- [Data extract]
<<<<
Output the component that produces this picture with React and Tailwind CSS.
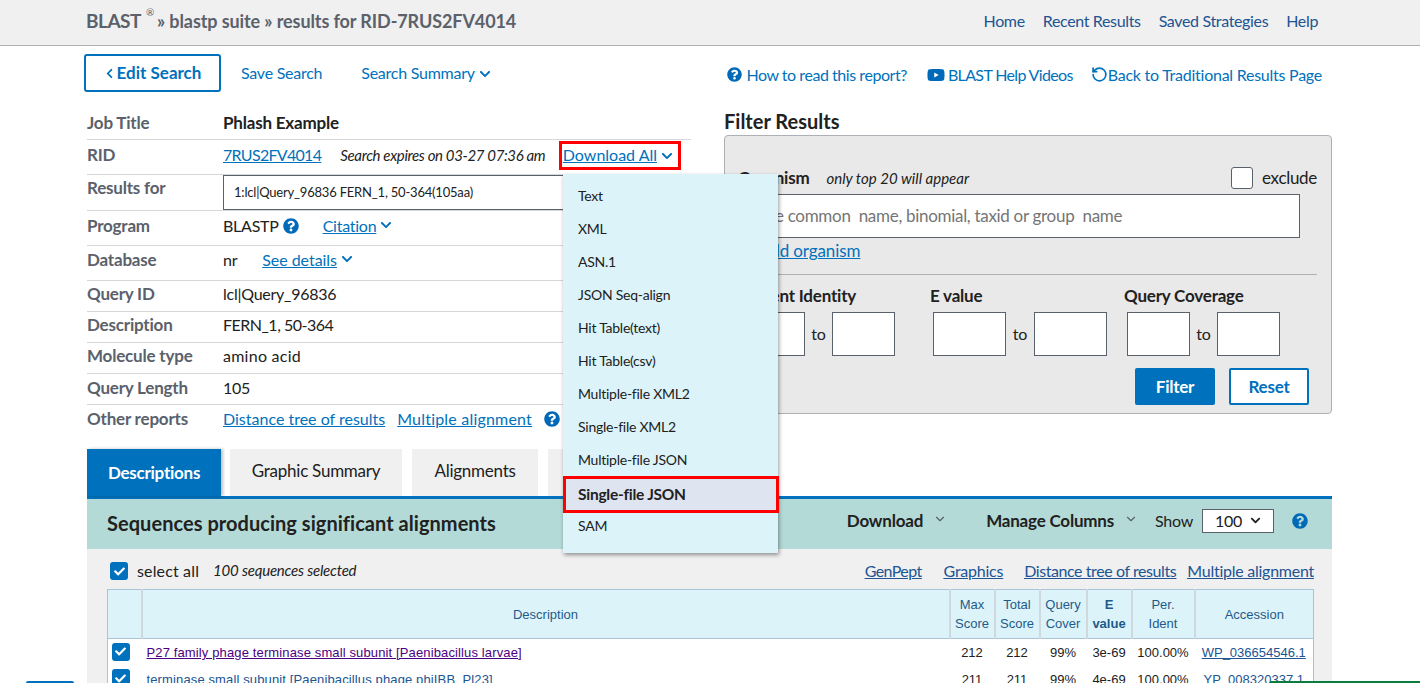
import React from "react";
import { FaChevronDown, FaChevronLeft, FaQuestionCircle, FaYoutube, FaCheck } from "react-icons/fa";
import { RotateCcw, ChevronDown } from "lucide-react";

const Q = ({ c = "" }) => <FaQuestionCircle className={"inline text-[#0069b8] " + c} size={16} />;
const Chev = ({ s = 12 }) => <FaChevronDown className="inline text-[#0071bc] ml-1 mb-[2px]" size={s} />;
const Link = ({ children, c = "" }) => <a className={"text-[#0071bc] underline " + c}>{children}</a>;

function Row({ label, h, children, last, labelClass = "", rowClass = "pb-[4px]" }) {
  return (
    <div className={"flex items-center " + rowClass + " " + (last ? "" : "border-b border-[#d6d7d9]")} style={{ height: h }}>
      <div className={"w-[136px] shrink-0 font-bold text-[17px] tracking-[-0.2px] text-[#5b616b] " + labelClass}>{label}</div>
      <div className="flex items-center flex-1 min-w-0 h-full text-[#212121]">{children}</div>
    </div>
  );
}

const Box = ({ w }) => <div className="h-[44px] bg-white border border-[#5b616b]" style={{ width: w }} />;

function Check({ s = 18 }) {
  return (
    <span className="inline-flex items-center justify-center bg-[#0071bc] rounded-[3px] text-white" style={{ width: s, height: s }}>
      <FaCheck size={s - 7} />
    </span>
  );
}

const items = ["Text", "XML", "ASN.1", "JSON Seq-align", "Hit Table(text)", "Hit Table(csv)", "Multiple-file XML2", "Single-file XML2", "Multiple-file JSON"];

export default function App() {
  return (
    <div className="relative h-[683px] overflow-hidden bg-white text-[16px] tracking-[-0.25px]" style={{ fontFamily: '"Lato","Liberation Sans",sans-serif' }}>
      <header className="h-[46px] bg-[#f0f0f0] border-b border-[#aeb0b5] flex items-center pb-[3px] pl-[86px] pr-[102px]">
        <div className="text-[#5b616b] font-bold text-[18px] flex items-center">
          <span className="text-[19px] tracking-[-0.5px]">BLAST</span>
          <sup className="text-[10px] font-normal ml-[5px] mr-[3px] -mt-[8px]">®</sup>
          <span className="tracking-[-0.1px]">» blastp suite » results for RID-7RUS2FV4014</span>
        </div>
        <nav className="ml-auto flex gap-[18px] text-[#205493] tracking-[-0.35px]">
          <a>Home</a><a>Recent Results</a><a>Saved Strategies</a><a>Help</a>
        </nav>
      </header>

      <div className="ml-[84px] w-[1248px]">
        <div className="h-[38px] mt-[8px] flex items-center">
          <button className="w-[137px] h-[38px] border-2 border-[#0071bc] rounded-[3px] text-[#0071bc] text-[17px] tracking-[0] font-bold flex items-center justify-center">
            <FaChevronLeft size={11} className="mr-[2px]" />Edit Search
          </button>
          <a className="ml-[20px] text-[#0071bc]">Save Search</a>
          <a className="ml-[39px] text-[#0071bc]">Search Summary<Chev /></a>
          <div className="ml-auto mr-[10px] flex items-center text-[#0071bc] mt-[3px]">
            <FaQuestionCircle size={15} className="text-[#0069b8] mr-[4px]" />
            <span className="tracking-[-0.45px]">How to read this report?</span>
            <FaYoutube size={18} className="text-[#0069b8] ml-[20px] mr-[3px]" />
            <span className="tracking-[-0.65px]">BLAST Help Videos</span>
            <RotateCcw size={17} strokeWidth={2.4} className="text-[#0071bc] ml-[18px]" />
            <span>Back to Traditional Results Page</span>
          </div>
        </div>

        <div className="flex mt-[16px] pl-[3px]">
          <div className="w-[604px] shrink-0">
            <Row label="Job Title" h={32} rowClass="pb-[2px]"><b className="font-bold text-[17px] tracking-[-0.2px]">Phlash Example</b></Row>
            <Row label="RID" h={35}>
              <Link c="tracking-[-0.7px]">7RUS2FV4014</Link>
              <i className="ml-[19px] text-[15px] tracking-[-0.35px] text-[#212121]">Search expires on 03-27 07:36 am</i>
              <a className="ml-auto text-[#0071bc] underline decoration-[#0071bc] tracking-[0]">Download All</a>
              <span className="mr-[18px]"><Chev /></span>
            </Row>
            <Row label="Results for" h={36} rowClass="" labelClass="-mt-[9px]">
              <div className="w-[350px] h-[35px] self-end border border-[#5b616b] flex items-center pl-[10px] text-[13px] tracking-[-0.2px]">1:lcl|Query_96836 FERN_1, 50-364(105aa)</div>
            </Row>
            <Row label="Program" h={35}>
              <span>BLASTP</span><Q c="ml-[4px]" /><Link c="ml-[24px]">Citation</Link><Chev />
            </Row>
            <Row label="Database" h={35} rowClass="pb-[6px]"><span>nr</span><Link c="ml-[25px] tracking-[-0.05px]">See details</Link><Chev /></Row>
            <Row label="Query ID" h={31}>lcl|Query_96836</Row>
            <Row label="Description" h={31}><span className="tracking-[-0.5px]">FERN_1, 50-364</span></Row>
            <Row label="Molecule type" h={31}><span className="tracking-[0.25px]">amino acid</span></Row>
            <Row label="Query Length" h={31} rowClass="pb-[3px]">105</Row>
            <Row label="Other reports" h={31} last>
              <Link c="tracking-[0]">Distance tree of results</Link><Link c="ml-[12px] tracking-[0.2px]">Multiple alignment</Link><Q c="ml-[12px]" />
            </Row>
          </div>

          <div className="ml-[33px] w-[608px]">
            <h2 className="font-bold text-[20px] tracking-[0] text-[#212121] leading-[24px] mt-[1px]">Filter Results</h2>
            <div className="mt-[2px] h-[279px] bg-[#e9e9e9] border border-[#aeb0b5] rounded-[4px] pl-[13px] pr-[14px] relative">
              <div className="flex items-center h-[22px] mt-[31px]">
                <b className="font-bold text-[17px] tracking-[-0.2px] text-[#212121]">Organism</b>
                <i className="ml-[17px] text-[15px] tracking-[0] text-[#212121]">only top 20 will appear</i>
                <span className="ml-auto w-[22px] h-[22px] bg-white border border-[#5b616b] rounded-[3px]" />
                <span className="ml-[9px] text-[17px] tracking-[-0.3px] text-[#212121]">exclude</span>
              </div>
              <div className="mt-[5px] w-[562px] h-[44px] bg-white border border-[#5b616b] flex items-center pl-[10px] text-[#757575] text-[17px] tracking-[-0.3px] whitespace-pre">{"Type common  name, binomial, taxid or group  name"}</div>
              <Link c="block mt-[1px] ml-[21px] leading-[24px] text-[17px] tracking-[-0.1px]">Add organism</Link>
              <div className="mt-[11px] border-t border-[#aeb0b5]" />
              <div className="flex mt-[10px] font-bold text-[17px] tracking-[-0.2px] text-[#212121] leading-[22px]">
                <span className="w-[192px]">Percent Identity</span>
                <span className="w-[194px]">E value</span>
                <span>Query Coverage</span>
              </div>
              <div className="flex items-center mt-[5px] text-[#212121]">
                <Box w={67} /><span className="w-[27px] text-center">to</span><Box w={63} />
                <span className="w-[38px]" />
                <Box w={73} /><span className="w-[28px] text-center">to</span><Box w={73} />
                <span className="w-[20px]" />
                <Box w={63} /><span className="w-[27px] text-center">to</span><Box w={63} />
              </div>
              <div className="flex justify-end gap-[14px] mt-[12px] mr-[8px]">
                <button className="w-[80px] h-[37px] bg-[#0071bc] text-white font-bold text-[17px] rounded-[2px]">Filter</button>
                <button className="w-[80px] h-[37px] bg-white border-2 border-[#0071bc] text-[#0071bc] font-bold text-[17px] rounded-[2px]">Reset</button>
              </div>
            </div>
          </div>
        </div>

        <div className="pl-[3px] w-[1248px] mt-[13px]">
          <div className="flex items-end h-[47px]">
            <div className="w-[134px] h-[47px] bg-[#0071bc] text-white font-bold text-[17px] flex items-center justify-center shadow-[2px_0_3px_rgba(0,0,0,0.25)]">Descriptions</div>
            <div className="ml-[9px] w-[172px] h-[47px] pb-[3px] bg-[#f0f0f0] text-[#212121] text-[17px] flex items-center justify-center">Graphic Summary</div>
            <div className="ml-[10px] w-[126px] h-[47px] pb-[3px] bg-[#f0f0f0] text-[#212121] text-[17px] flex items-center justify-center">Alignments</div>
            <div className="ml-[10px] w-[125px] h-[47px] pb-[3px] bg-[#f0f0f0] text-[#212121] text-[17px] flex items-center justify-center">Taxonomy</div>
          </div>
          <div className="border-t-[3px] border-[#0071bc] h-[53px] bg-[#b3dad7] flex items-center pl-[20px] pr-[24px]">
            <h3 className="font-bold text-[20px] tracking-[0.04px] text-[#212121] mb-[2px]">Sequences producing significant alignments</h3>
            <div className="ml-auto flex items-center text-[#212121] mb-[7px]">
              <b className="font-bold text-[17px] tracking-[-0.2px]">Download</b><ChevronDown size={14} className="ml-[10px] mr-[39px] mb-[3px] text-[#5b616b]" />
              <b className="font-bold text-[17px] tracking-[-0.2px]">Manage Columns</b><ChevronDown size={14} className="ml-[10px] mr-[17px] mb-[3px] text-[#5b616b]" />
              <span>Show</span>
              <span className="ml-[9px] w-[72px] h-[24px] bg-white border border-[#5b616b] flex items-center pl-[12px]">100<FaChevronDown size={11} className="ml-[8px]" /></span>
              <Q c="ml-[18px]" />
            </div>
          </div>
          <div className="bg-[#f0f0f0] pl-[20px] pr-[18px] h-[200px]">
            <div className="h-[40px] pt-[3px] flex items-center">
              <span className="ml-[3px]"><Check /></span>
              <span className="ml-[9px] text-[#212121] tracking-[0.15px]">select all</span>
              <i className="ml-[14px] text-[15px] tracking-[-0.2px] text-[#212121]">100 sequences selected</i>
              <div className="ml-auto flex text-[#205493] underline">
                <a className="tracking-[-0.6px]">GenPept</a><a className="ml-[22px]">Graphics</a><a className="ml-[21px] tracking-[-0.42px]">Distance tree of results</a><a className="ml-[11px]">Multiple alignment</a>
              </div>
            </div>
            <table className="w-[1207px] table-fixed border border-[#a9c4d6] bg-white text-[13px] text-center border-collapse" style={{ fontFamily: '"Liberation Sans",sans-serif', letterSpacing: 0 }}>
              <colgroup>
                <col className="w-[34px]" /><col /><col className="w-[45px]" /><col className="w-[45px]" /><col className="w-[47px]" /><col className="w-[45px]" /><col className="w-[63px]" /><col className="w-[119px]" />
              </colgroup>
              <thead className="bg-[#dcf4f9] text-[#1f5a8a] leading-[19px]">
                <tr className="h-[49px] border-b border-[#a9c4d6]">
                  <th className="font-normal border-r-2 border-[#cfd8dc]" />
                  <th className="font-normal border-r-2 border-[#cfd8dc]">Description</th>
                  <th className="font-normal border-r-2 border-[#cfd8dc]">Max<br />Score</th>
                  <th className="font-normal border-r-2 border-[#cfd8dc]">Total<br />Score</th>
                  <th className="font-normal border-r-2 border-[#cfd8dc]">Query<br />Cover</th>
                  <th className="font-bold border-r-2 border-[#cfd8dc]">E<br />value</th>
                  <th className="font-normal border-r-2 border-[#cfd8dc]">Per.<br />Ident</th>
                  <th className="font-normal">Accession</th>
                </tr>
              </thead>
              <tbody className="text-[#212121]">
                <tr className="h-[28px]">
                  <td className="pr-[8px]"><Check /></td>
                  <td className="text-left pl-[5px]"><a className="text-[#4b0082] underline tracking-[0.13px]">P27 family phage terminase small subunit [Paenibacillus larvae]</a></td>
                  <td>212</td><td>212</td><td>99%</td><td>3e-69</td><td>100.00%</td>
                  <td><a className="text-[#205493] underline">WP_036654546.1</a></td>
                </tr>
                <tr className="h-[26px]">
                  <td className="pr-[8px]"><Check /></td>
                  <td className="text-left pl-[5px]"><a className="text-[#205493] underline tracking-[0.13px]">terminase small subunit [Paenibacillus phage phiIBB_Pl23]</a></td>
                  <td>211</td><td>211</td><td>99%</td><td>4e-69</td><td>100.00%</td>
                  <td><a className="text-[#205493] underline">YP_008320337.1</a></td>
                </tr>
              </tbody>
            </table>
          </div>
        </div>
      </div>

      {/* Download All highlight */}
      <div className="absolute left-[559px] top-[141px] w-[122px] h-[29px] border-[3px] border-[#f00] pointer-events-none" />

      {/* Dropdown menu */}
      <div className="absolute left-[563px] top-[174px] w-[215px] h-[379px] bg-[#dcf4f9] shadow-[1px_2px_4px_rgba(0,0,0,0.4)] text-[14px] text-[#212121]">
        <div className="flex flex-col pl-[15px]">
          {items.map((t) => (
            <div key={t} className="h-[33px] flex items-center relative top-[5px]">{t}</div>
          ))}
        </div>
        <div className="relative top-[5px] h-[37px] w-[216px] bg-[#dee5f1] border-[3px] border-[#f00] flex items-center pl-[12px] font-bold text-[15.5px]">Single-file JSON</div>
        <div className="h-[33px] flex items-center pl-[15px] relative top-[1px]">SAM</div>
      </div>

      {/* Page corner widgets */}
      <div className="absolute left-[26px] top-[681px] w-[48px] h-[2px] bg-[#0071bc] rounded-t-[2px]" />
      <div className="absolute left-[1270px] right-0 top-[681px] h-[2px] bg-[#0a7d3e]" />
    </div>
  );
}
>>>>
- [What to do] Return all lines containing the word "this".

- [Task response]
Output the component that produces this picture with React and Tailwind CSS.
            <span className="tracking-[-0.45px]">How to read this report?</span>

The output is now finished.